ANNs as Computer Programs

The first part of the appeal covered whether Emotional Perception AI’s claimed ANN was a computer program. 

Birss LJ noted that a computer program could be defined simply as “a set of instructions for a computer to do something”, with a computer simply defined as “a machine which processes information”. The question was whether Emotional Perception AI’s process fell under this definition.

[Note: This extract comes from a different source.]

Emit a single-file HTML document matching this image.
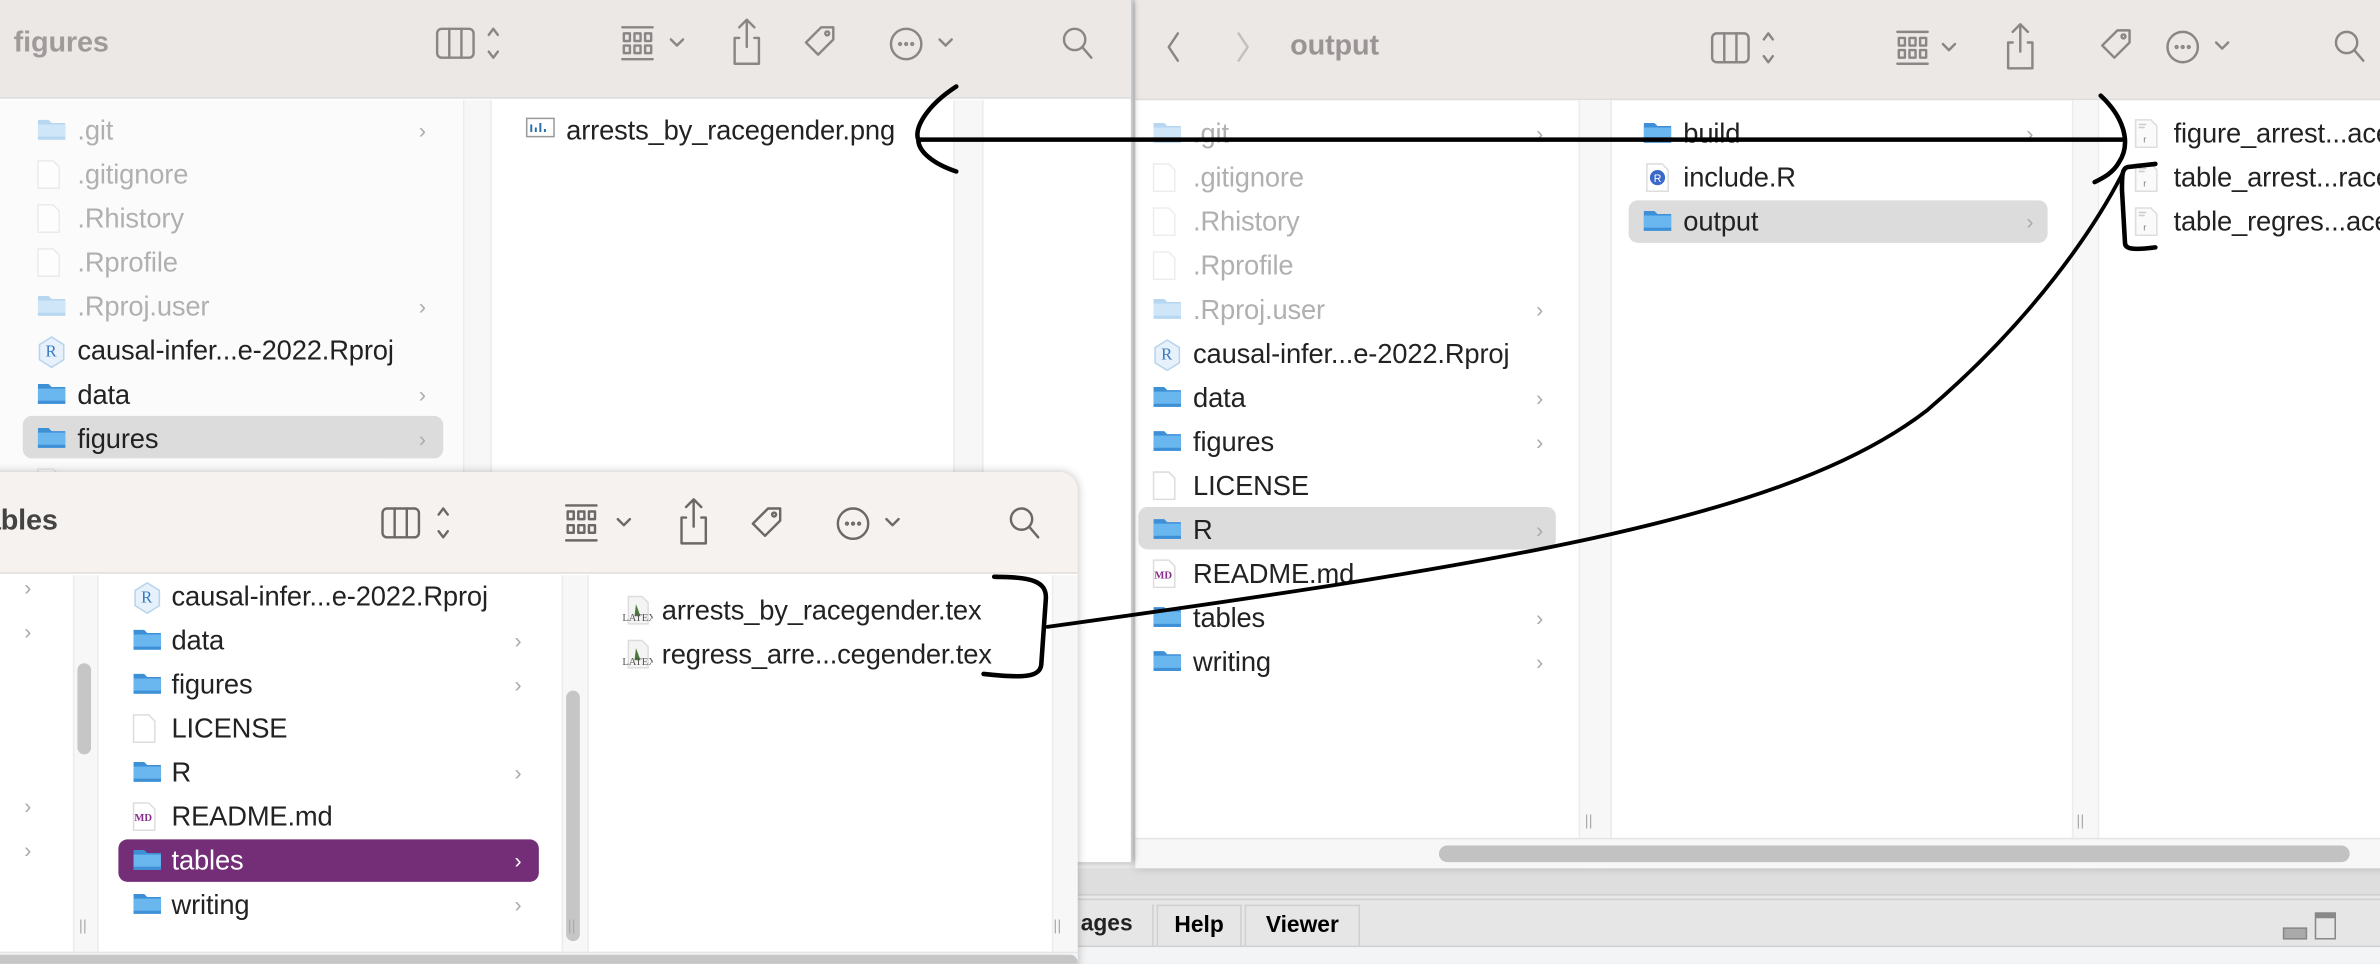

Emotional Perception AI argued that its claimed ANN was not a computer program, based on the unique features of ANNs compared to standard computer programs. However, applying the definition of a computer program, Birss LJ rejected this analysis for the following reasons:

  • Firstly, the fact that the final form of the process was not defined by a human programmer (e.g. through the weights being developed through training) was deemed to not be a distinction, noting that the final form of computer programs in general is normally computer-generated due to the compilation process applied to the human-written code.
  • Secondly, the fact that ANNs solve problems which are hard to be fully formulated by a human programmer was deemed just an extension of the nature of current programs, which routinely solve problems that humans would find hard to solve unaided.
  • Finally, the permanence of the outcome of the learning process (with the weights etc being “embedded” in the product) was deemed inconsequential with regards to whether something is a program. This was by comparison to previous case law, which found that permanent code stored in Read-Only Memory (ROM) and alterable code in other media were equally able to be computer programs.

For these reasons, Birss LJ found that the proposed ANN-based process was still a set of instructions for a computer to do something, and therefore a computer program. 

The Technical Contribution of an ANN

As Emotional Perception AI’s claims were found to be for a computer program, the Court of Appeal then turned to whether they were patentable (despite being a program) by virtue of offering a technical contribution.

In considering this, the Court found the features of how the claimed ANN was created, for example the process of training the ANN, was simply the means of creating the program and not part of the technical contribution. Furthermore, the output, that a particular file is recommended, is simply “the presentation of information” and similarly unpatentable without more.

On this basis, Birss LJ found the patent’s key contribution is the provision of improved file recommendations, and therefore the patentability turned on whether that alone was a sufficient technical contribution.

On reaching this conclusion, Birss LJ noted that the improvement of the recommendation was based on a semantic, rather than technical, comparison between the files, and therefore based only on superficial or aesthetic matters. Such a comparison is not patentable, and accordingly the patent application is to be rejected.

Comment

Prior to the High Court’s decision, the primary approach to patenting AI inventions in the UK was to navigate the “technical contribution” test, e.g. through seeking protection for the use of AI for a specific technical purpose or for a technical means of implementing AI. If it had stood, the High Court’s judgment would have fundamentally changed that, broadening the scope of when AI can be patented by allowing the AI implementation itself to be patented. This change was implemented promptly by the IPO, through revised patent guidelines which were issued on 29 November 2023.

This present judgment, therefore, will reset that change. Pending news on whether Emotional Perception AI will appeal to the Supreme Court (and, if so, the outcome of such an appeal), we expect that in the meantime the IPO will remove the changes made to their patent guidelines, removing the special treatment for patent applications involving ANNs.

Consequently,  ANN-based inventions will return to the familiar, if intricate, state of only being patentable if they make a “technical contribution”. This is harder to show for computer programs, but the great advances ANNs enable (both in terms of development of AI systems and the contributions AI can provide elsewhere) means this Court of Appeal’s judgment by no means rules out such developments from patentability.